- **DATA BLOCK**:
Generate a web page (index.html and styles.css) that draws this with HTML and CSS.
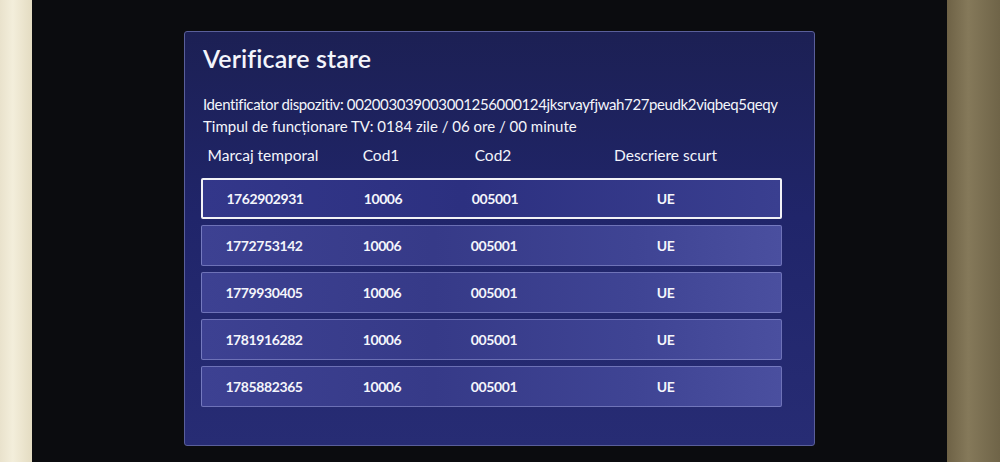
FILE: index.html
```html
<!DOCTYPE html>
<html lang="ro">
<head>
<meta charset="utf-8">
<title>Verificare stare</title>
<link rel="stylesheet" href="styles.css">
</head>
<body>
<div class="room">
  <div class="wall-left"></div>
  <div class="screen">
    <section class="panel">
      <h1 class="title">Verificare stare</h1>
      <p class="info id">Identificator dispozitiv: 002003039003001256000124jksrvayfjwah727peudk2viqbeq5qeqy</p>
      <p class="info">Timpul de funcționare TV: 0184 zile / 06 ore / 00 minute</p>
      <div class="grid head">
        <span>Marcaj temporal</span>
        <span>Cod1</span>
        <span>Cod2</span>
        <span>Descriere scurt</span>
      </div>
      <div class="rows">
        <div class="grid row selected"><span>1762902931</span><span>10006</span><span>005001</span><span>UE</span></div>
        <div class="grid row"><span>1772753142</span><span>10006</span><span>005001</span><span>UE</span></div>
        <div class="grid row"><span>1779930405</span><span>10006</span><span>005001</span><span>UE</span></div>
        <div class="grid row"><span>1781916282</span><span>10006</span><span>005001</span><span>UE</span></div>
        <div class="grid row"><span>1785882365</span><span>10006</span><span>005001</span><span>UE</span></div>
      </div>
    </section>
  </div>
  <div class="wall-right"></div>
</div>
</body>
</html>
```

FILE: styles.css
```css
* { box-sizing: border-box; }
html, body {
  margin: 0;
  padding: 0;
  width: 1000px;
  height: 462px;
  overflow: hidden;
  background: #0a0a0c;
  font-family: "Lato", "Noto Sans", sans-serif;
  color: #f4f5fb;
}
.room {
  display: flex;
  height: 462px;
}
.wall-left {
  width: 32px;
  background: linear-gradient(90deg, #e9e2cc 0%, #f3eedb 40%, #e4dcc2 100%);
}
.wall-right {
  width: 53px;
  background: linear-gradient(90deg, #6e6246 0%, #85795a 40%, #6f6448 100%);
}
.screen {
  flex: 1;
  background: #0b0c0f;
  padding: 31px 0 0 152px;
}
.panel {
  width: 631px;
  height: 415px;
  border: 1px solid #5a5f9a;
  border-radius: 3px;
  background: linear-gradient(180deg, #1c2054 0%, #20256a 45%, #272c74 100%);
  padding: 8px 32px 0 16px;
}
.title {
  margin: 0 0 0 2px;
  font-size: 25px;
  font-weight: 600;
  line-height: 36px;
  letter-spacing: 0.1px;
}
.info {
  margin: 0 0 0 2px;
  font-size: 15px;
  line-height: 22px;
  letter-spacing: 0;
}
.info.id {
  margin-top: 17px;
  letter-spacing: -0.38px;
}
.grid {
  display: grid;
  grid-template-columns: 124px 112px 112px 1fr;
  align-items: center;
}
.grid span { text-align: center; }
.head {
  margin-top: 2px;
  height: 32px;
  font-size: 15.5px;
  letter-spacing: 0;
}
.rows {
  display: flex;
  flex-direction: column;
  gap: 6px;
  margin-top: 7px;
}
.row {
  height: 41px;
  border: 1px solid rgba(170, 175, 230, 0.45);
  border-radius: 2px;
  background: linear-gradient(90deg, #3d4192 0%, #363a88 40%, #3f4494 75%, #4a4f9f 100%);
  font-size: 14px;
  font-weight: 700;
  letter-spacing: -0.4px;
}
.row.selected {
  border: 2px solid #f2f2f6;
  background: linear-gradient(90deg, #33378a 0%, #2c3080 45%, #3a3f90 100%);
}
```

- **OBJECTIVE**:
Restate the data above exactly, stripping out each image.

- **FINAL ANSWER**:
Generate a web page (index.html and styles.css) that draws this with HTML and CSS.
FILE: index.html
```html
<!DOCTYPE html>
<html lang="ro">
<head>
<meta charset="utf-8">
<title>Verificare stare</title>
<link rel="stylesheet" href="styles.css">
</head>
<body>
<div class="room">
  <div class="wall-left"></div>
  <div class="screen">
    <section class="panel">
      <h1 class="title">Verificare stare</h1>
      <p class="info id">Identificator dispozitiv: 002003039003001256000124jksrvayfjwah727peudk2viqbeq5qeqy</p>
      <p class="info">Timpul de funcționare TV: 0184 zile / 06 ore / 00 minute</p>
      <div class="grid head">
        <span>Marcaj temporal</span>
        <span>Cod1</span>
        <span>Cod2</span>
        <span>Descriere scurt</span>
      </div>
      <div class="rows">
        <div class="grid row selected"><span>1762902931</span><span>10006</span><span>005001</span><span>UE</span></div>
        <div class="grid row"><span>1772753142</span><span>10006</span><span>005001</span><span>UE</span></div>
        <div class="grid row"><span>1779930405</span><span>10006</span><span>005001</span><span>UE</span></div>
        <div class="grid row"><span>1781916282</span><span>10006</span><span>005001</span><span>UE</span></div>
        <div class="grid row"><span>1785882365</span><span>10006</span><span>005001</span><span>UE</span></div>
      </div>
    </section>
  </div>
  <div class="wall-right"></div>
</div>
</body>
</html>
```

FILE: styles.css
```css
* { box-sizing: border-box; }
html, body {
  margin: 0;
  padding: 0;
  width: 1000px;
  height: 462px;
  overflow: hidden;
  background: #0a0a0c;
  font-family: "Lato", "Noto Sans", sans-serif;
  color: #f4f5fb;
}
.room {
  display: flex;
  height: 462px;
}
.wall-left {
  width: 32px;
  background: linear-gradient(90deg, #e9e2cc 0%, #f3eedb 40%, #e4dcc2 100%);
}
.wall-right {
  width: 53px;
  background: linear-gradient(90deg, #6e6246 0%, #85795a 40%, #6f6448 100%);
}
.screen {
  flex: 1;
  background: #0b0c0f;
  padding: 31px 0 0 152px;
}
.panel {
  width: 631px;
  height: 415px;
  border: 1px solid #5a5f9a;
  border-radius: 3px;
  background: linear-gradient(180deg, #1c2054 0%, #20256a 45%, #272c74 100%);
  padding: 8px 32px 0 16px;
}
.title {
  margin: 0 0 0 2px;
  font-size: 25px;
  font-weight: 600;
  line-height: 36px;
  letter-spacing: 0.1px;
}
.info {
  margin: 0 0 0 2px;
  font-size: 15px;
  line-height: 22px;
  letter-spacing: 0;
}
.info.id {
  margin-top: 17px;
  letter-spacing: -0.38px;
}
.grid {
  display: grid;
  grid-template-columns: 124px 112px 112px 1fr;
  align-items: center;
}
.grid span { text-align: center; }
.head {
  margin-top: 2px;
  height: 32px;
  font-size: 15.5px;
  letter-spacing: 0;
}
.rows {
  display: flex;
  flex-direction: column;
  gap: 6px;
  margin-top: 7px;
}
.row {
  height: 41px;
  border: 1px solid rgba(170, 175, 230, 0.45);
  border-radius: 2px;
  background: linear-gradient(90deg, #3d4192 0%, #363a88 40%, #3f4494 75%, #4a4f9f 100%);
  font-size: 14px;
  font-weight: 700;
  letter-spacing: -0.4px;
}
.row.selected {
  border: 2px solid #f2f2f6;
  background: linear-gradient(90deg, #33378a 0%, #2c3080 45%, #3a3f90 100%);
}
```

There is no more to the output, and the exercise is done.